Lately, though, we have gone from an all girls 4th grade group to having 25-35% of the group as 4th grade boys - and often been adding 5th graders into the crew at the end of the hour. Reading all of those big words, with the added pressure of needing to do so quickly, has tended to put our 4th grade boys at a disadvantage, and, well, no one likes knowing that they are going to loose, so...

Our most recent modifications:


1) Two lines. Run down to Jessica. Draw a card from the stack. Follow the instructions to get back. Tag the next person. 


On the back of each card is a sticky note (so that we can use the cards more than once) with part of the verse. First team to get all of their cards back and put the verse in order wins.

We often, but not always, give them the large print sheet to leave on the floor between the teams for reference.


2) Run down to Jessica. Pick up one puzzle piece. Run back. Tag the next person. First team to get their puzzle assembled wins. 

This time, two of the girls helped me fill in this template in the few minutes before music. 

Sunday, December 2, 2012

Classic Sunday Afternoon Post:

One of those "easy" days in Sunday school this morning, where it feels like you've hit a sweet spot and the temptation is to think that you might be able to do this without praying. Because, well, this is simple, right? You put smiles into kids and you get smiles back. Kumbaya and daises and all of that.

(Good news for my heart and humility is that, most weeks are far more likely to be messy, train wreck, herding cats, too much caffeine, and too many big feelings in too small of bodies sorts of days, where you hold on tight and pray that there is a divine plan under all of the layers of hurt and hyper.)

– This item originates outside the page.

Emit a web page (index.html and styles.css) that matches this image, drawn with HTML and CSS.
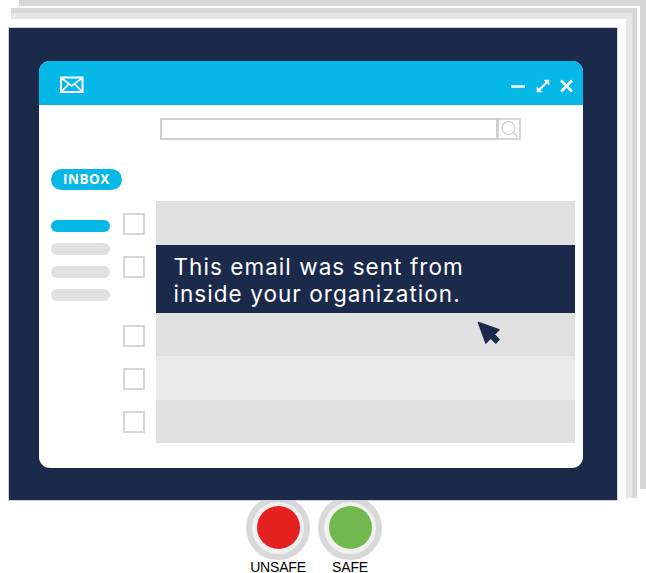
FILE: index.html
```html
<!DOCTYPE html>
<html lang="en">
<head>
  <meta charset="UTF-8">
  <meta name="viewport" content="width=device-width, initial-scale=1.0">
  <title>Inbox quiz</title>
  <link rel="stylesheet" href="styles.css">
</head>
<body>
  <div class="sheet-back">
    <div class="sheet-mid">
      <div class="sheet-front">
        <div class="slide">
          <div class="window">
            <div class="window-bar">
              <svg class="icon-mail" width="24" height="18" viewBox="0 0 24 18" fill="none" stroke="#fff" stroke-width="2">
                <rect x="1" y="1.5" width="21.5" height="14.5"/>
                <path d="M1.5 2l10.2 8 10.3-8M1.5 15.5l7.2-7.4M22 15.5l-7.2-7.4" stroke-width="1.6"/>
              </svg>
              <div class="window-controls">
                <svg width="14" height="14" viewBox="0 0 14 14" fill="none" stroke="#fff" stroke-width="2.5">
                  <path d="M0 7.5h14"/>
                </svg>
                <svg width="14" height="14" viewBox="0 0 14 14" fill="none" stroke="#fff" stroke-width="2.2">
                  <path d="M2.5 11.5L11.500 2.500"/>
                  <path d="M7.500 0.700h5.800v5.800z" fill="#fff" stroke="none"/>
                  <path d="M0.700 7.500v5.800h5.800z" fill="#fff" stroke="none"/>
                </svg>
                <svg width="13" height="14" viewBox="0 0 13 14" fill="none" stroke="#fff" stroke-width="2.5">
                  <path d="M1 1.500l11 11M12 1.500l-11 11"/>
                </svg>
              </div>
            </div>
            <div class="window-body">
              <div class="search">
                <div class="search-field"></div>
                <div class="search-btn">
                  <svg width="19" height="18" viewBox="0 0 19 18" fill="none" stroke="#cfcfcf" stroke-width="1.300">
                    <circle cx="8.500" cy="8" r="6.500"/>
                    <path d="M13.200 12.600l4.300 4.400"/>
                  </svg>
                </div>
              </div>
              <div class="content">
                <div class="sidebar">
                  <div class="inbox-pill">INBOX</div>
                  <div class="folders">
                    <div class="folder folder-active"></div>
                    <div class="folder"></div>
                    <div class="folder"></div>
                    <div class="folder"></div>
                  </div>
                </div>
                <div class="mail-list">
                  <div class="mail">
                    <div class="check"></div>
                    <div class="mail-row row-short"></div>
                  </div>
                  <div class="mail">
                    <div class="check check-high"></div>
                    <div class="mail-row row-message">This email was sent from<br>inside your organization.</div>
                  </div>
                  <div class="mail">
                    <div class="check"></div>
                    <div class="mail-row row-low">
                      <svg class="cursor" width="24" height="24" viewBox="-1 -1 25 25" fill="#1b2a4a" stroke="#1b2a4a" stroke-width="1.500" stroke-linejoin="round">
                        <path d="M0.500 0.500L21.800 8l-4.800 5 5 5.400-3.400 3.600-5.400-5.200-5 5z"/>
                      </svg>
                    </div>
                  </div>
                  <div class="mail">
                    <div class="check"></div>
                    <div class="mail-row row-pale"></div>
                  </div>
                  <div class="mail">
                    <div class="check check-high"></div>
                    <div class="mail-row row-low"></div>
                  </div>
                </div>
              </div>
            </div>
          </div>
        </div>
      </div>
    </div>
  </div>

  <div class="answers">
    <div class="answer">
      <div class="ring"><div class="lamp lamp-red"></div></div>
      <div class="answer-label">UNSAFE</div>
    </div>
    <div class="answer">
      <div class="ring"><div class="lamp lamp-green"></div></div>
      <div class="answer-label">SAFE</div>
    </div>
  </div>
</body>
</html>
```

FILE: styles.css
```css
/* Page */
html, body {
  height: 573px;
  overflow: hidden;
}

body {
  margin: 0;
  background: #fff;
  font-family: 'Inter', 'Liberation Sans', sans-serif;
}

/* Stacked sheets behind the slide */
.sheet-back {
  box-sizing: border-box;
  width: 627px;
  height: 489px;
  margin-left: 19px;
  padding-top: 2px;
  border-top: 6px solid #d6d6d6;
  border-right: 6px solid #d6d6d6;
}

.sheet-mid {
  box-sizing: border-box;
  width: 626px;
  height: 490px;
  margin-left: -8px;
  border-top: 5px solid #d8d8d8;
  border-right: 5px solid #d8d8d8;
}

.sheet-front {
  box-sizing: border-box;
  height: 485px;
  padding-top: 9px;
  border-top: 6px solid #e6e6e6;
  border-right: 6px solid #e6e6e6;
}

.slide {
  position: relative;
  z-index: 1;
  box-sizing: border-box;
  width: 608px;
  height: 472px;
  margin-left: -2px;
  padding: 33px 34px 32px 30px;
  background: #1b2a4a;
  box-shadow: 0 0 0 1px #cfd2d8;
}

/* Mail window */
.window {
  overflow: hidden;
  background: #fff;
  border-radius: 11px;
}

.window-bar {
  display: flex;
  justify-content: space-between;
  align-items: center;
  height: 44px;
  padding: 0 10px 0 21px;
  background: #05b8e8;
}

.icon-mail {
  margin-top: 4px;
}

.window-controls {
  display: flex;
  gap: 10.500px;
  margin-top: 6px;
}

.window-body {
  padding: 13px 8px 25px 12px;
}

.search {
  display: flex;
  height: 22px;
  margin-left: 109px;
}

.search-field {
  box-sizing: border-box;
  width: 338px;
  border: 2px solid #cfcfcf;
}

.search-btn {
  box-sizing: border-box;
  display: flex;
  justify-content: center;
  align-items: center;
  width: 23px;
  border: 2px solid #d6d6d6;
  border-left-width: 1px;
}

.content {
  display: flex;
  align-items: flex-start;
  margin-top: 29px;
}

/* Sidebar */
.sidebar {
  width: 72px;
}

.inbox-pill {
  width: 71px;
  height: 20.500px;
  border-radius: 11px;
  background: #05b8e8;
  color: #fff;
  font-family: 'Open Sans', sans-serif;
  font-size: 13.500px;
  font-weight: 700;
  line-height: 20.500px;
  letter-spacing: 0.500px;
  text-align: center;
}

.folders {
  display: flex;
  flex-direction: column;
  gap: 11.500px;
  margin-top: 30.500px;
}

.folder {
  width: 59px;
  height: 11.500px;
  border-radius: 6px;
  background: #e1e1e1;
}

.folder-active {
  background: #05b8e8;
}

/* Mail list */
.mail-list {
  margin-top: 32px;
}

.mail {
  display: flex;
  align-items: flex-start;
}

.check {
  box-sizing: border-box;
  flex: none;
  width: 22px;
  height: 22px;
  margin: 12px 11px 0 0;
  border: 2px solid #d6d6d6;
}

.check-high {
  margin-top: 11px;
}

.mail-row {
  position: relative;
  width: 419px;
  background: #e0e0e0;
}

.row-short {
  height: 44px;
}

.row-low {
  height: 43px;
}

.row-pale {
  height: 44px;
  background: #eaeaea;
}

.row-message {
  box-sizing: border-box;
  height: 68px;
  padding: 8px 0 0 17.500px;
  background: #1b2a4a;
  color: #fff;
  font-size: 22.500px;
  line-height: 27px;
  letter-spacing: 1.050px;
}

.cursor {
  position: absolute;
  left: 321px;
  top: 8px;
}

/* Unsafe / safe buttons */
.answers {
  display: flex;
  gap: 8px;
  margin-top: 11px;
  padding-left: 246px;
}

.answer {
  width: 64px;
}

.ring {
  box-sizing: border-box;
  display: flex;
  justify-content: center;
  align-items: center;
  width: 64px;
  height: 64px;
  margin-top: -4.500px;
  border: 6px solid #d8d8d8;
  border-radius: 50%;
  background: #f0f0f0;
}

.lamp {
  width: 43px;
  height: 43px;
  border-radius: 50%;
}

.lamp-red {
  background: #e5211f;
}

.lamp-green {
  background: #71b84f;
}

.answer-label {
  margin: 1px -10px 0;
  color: #000;
  font-family: 'Liberation Sans', Arial, sans-serif;
  font-size: 14px;
  line-height: 13px;
  letter-spacing: -0.200px;
  text-align: center;
}
```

4th graders listened well during a long story, sang their best - even with songs that they weren't sure they knew - and, let me squeeze their brains into trying to understand Isaiah 53:7 for the memory verse. We "kept" the boys rather than sending them off to fifth grade and split off into two groups. They checked and double checked to make sure that the goofy thing that I did when the story teller asked for a volunteer was supposed to happen. We talked about promises and how, even though there are sometimes good reasons for humans not keeping promises, God keeps his no matter what. We ran a relay race to work on the memory verse and, then, after the fifth graders joined us, we ran it again.

And, it was nothing special, but they left content.

Easy peasy lemon squeezey.


A 6th grader caught me on the way and walked me over to middle school, where we found a couple other kids, talked for a while, and set up the octagon. Leaders meeting. Octagon. Still a klutz, but slowly improving. Continued conversations and narratives from previous weeks. Pulled in some kids who haven't been there in months. Played a game. Listened to a talk. Broke out into small groups and talked about every sort of God thing under the sun. 

These girls that we so often draaaggg answers out of had questions and thoughts and more questions and more thoughts, and one topic would spiral into another and another and another, until we had covered more ground than I thought was possible in twenty-five minutes.

Everything from the concept of truth to Ancient Egypt, American coins, 2012, sharing faith with friends, and inner and outer beauty and pride.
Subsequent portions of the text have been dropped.